As pro-Palestinian protests rippled outward from Columbia University over the past several days, many campuses saw clashes between demonstrators and the police officers who’d been ordered by administrators to clear the encampments. Other campuses saw peaceful encampments set up as protesters demanded that colleges divest from Israeli companies or companies doing business in Israel. Students have been arrested on at least 14 campuses, including four over the weekend.

Do not confuse free speech with disruptive conduct.

At each of those colleges, presidents and other senior leaders are struggling to respond to the latest wave of mass protests to roil American higher education. While many of those leaders champion free speech in statements, they say they are also concerned about safety.
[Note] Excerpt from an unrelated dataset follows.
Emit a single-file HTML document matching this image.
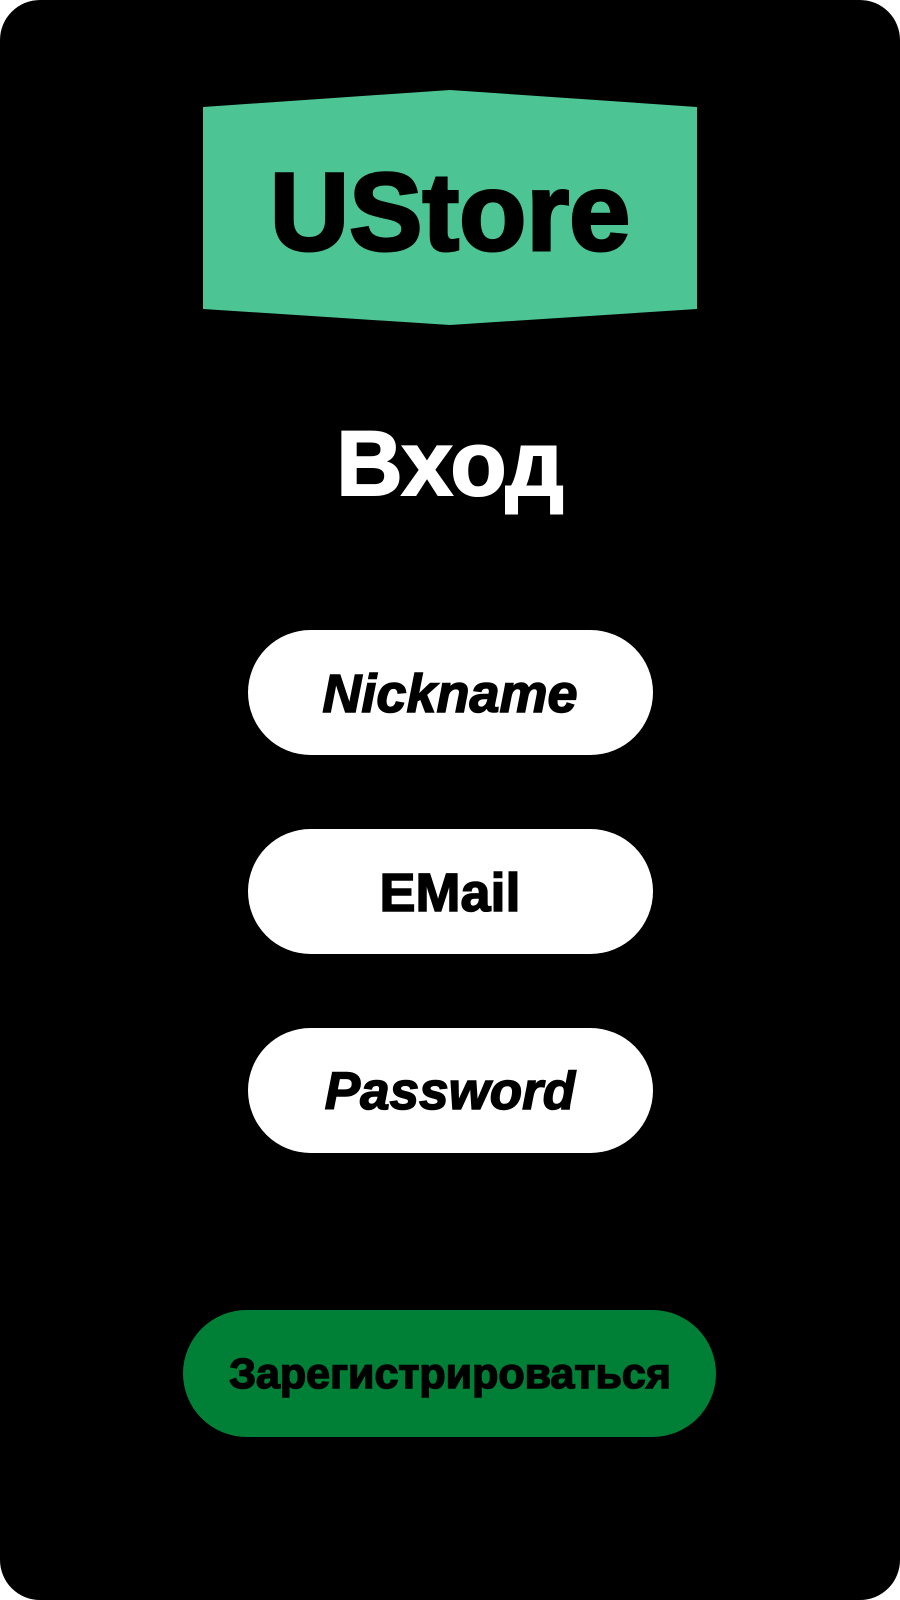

They wonder when they should send in the police and when they should hang back, decisions complicated by what experts say is a uniquely complex situation when compared with mass protests of previous years. At some institutions, including Yale University and Indiana University at Bloomington, encampments have been cleared and then reappeared within hours or days. Complicating matters is heavy pressure from donors, alumni, and politicians to take action against protesters they view as antisemitic.

“At high-profile institutions, presidents are in impossible situations,” said Timothy R. Cain, a professor at the University of Georgia who studies student activism. But when presidents decide to bring in the police to those situations, they often raise tensions, he said. “Efforts to quash through police power can backfire.”

Faculty at the Massachusetts Institute of Technology made that point in a recent open letter supporting the students’ right to have an encampment: “We remind the administration that engaging police to dismantle peaceful protests can prove profoundly destructive to the students, our campus climate, and to the institute’s reputation. Such peaceful expression of moral and political concerns in academic settings is a part of a long tradition in which young people find their voice to participate in democracy, and their voices should not be chilled or silenced by threats of arrest or disciplinary proceedings.”

There is no debate in the mind of Chancellor Daniel Diermeier, of Vanderbilt University, about whether directing officers to arrest pro-Palestinian student protesters on his campus in late March was a violation of their free speech.

“That’s a simple violation of rules of how to behave on campus,” Diermeier said. The protesters, he said, entered a locked administration building and injured a community-service officer. “They weren’t arrested for the content” of their message,” the chancellor said. “That’s not a free-speech issue. Do not confuse free speech with disruptive conduct.”

Occupying a building and camping out in a quad are different methods of disrupting business as usual. But protests are supposed to be disruptive, Vanderbilt faculty members argued in an open letter following the arrests. “Thus, stipulating that protests violate handbook policy when they disrupt university operations potentially bans many meaningful forms of protest,” the letter states.

Tense campus protests are a rich tradition in American higher education, dating back to at least the 1930s, when college students protested economic policy around the Great Depression and the rise of fascism. The 1960s saw a wave of protests around civil rights and against the Vietnam War. The 1980s saw students rallying for disinvestment from companies doing business in South Africa in a push to end apartheid. In the 1990s, students railed against sweatshop labor practices, and more recent years have seen Occupy Wall Street rallies and Black Lives Matter demonstrations and marches.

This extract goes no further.